Communication apps for children with autism
Communication lies at the heart of all learning, the traditional arguments for and against technology enhanced learning and whether or not technology can improve education, become more complex when applied to learners with autism and complex communication needs (CCN). Much has been written about the potential of mobile technologies in supporting young people on the Autistic Spectrum. This potential can most readily be seen in the area of communication and specifically Augmentative & Alternative Communication (AAC). Mobile devices along with applications such as Proloquo2go by AssistiveWare, My First AAC by Injini and Alexicom AAC has brought AAC into the mainstream, opening up a world of opportunity for those where expressive communication was limited. The tremendous potential of mobile technologies for individuals with complex communication needs has not yet been fully realised; rather, these technologies are currently implemented primarily as limited speech prostheses in a restricted range of activities. Too often, AAC applications are used as basic request and choice tools.
The iPad is a great tool to use with students who are visually impaired and there are more and more apps that are creating more accessibility. We have created a list of communication apps assist with special needs children.
We need to widen the scope of where and how we use these devices, not just for use within the classroom and therapeutic domain. The key is practice, practice, practice. In order for young children to be successful in the use of tablets as communication aids, we as ‘Communication partners’ also need to speak the language of AAC. Similar to learning a new language, we need to model and practice using the device alongside novice learners. Modelling and continual practice needs to happen both at home and school in order for successful outcomes.
When first using the iPad as a communication device at our school, we soon noticed the potential it could bring to our pupils with expressive language difficulties. At a basic level, we could quickly find out basic wants and requests, using the device in a similar way to Picture Exchange Communication (PECS). Many of the children were already competent with PECS so effectively we were not making further progress. We needed to move on from labelling and basic requesting. We made similar mistakes as many back in 2011; we focussed too much on the learning of topic words used within lessons to the detriment of social language and the teaching of core words. While the English language has at least 250,000 words, about 200 words account for 80% of everyday language, teaching the children these core words on their devices, opened up new lines of communicative opportunities that previously would have seemed impossible.

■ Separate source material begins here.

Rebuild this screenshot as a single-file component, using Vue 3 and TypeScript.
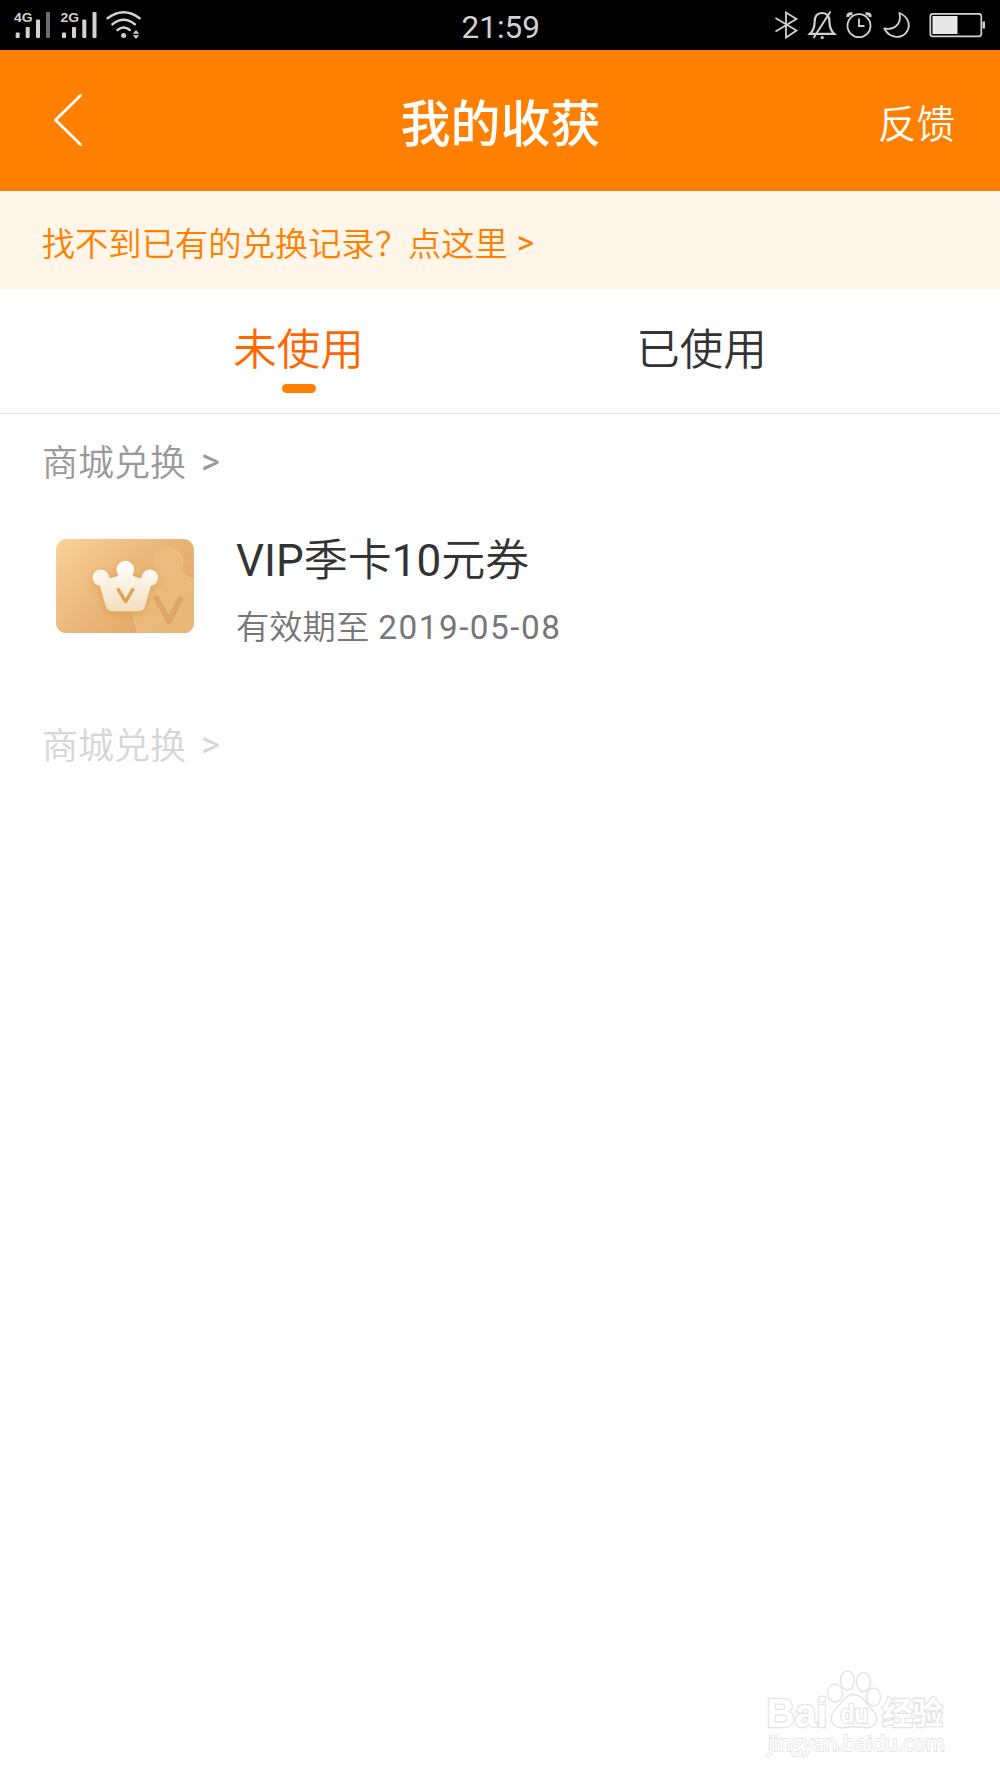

It is important to remember when thinking of using an AAC app, that use of the app alone is not sufficient enough to lead to improved communication outcomes. A supportive environment that compliments the app is vital; the symbol system that a particular app uses should be incorporated into the wider environment that the child will come into contact with. This enables AAC users to generalise symbol/word recognition outside of device use, a common difficulty for children with autism. Collaboration with parents is also important ensuring a consistent approach to core word modelling outside of school. Many parents are reluctant to use devices as potential communication aids for their children in the hope that language may naturally develop down the line. A common concern is that the child may become over reliant on the device to communicate, yet studies show that the use of AAC, both hi-tech and lo-tech (communication boards) can kick start speech. For those who may never speak due to language production difficulties, the AAC device can become their voice. The use of synthesised rather than digitised speech has come a long way over the last few years allowing AAC apps to be more natural sounding and personal to the particular child.
Many children with autism use associative rather than linear thinking, strong visual processing skills allows the child to associate symbols with words allowing them to make sense of the world around them, develop language competence and enable access to areas of the curriculum that they previously couldn’t. If you have a minimally or non-verbal child in your classroom, AAC applications could have the potential to do this. Development of language competence for AAC users will not happen overnight, AAC learning takes time for both the child and their communication partner. Be patient and you will see the benefits in time.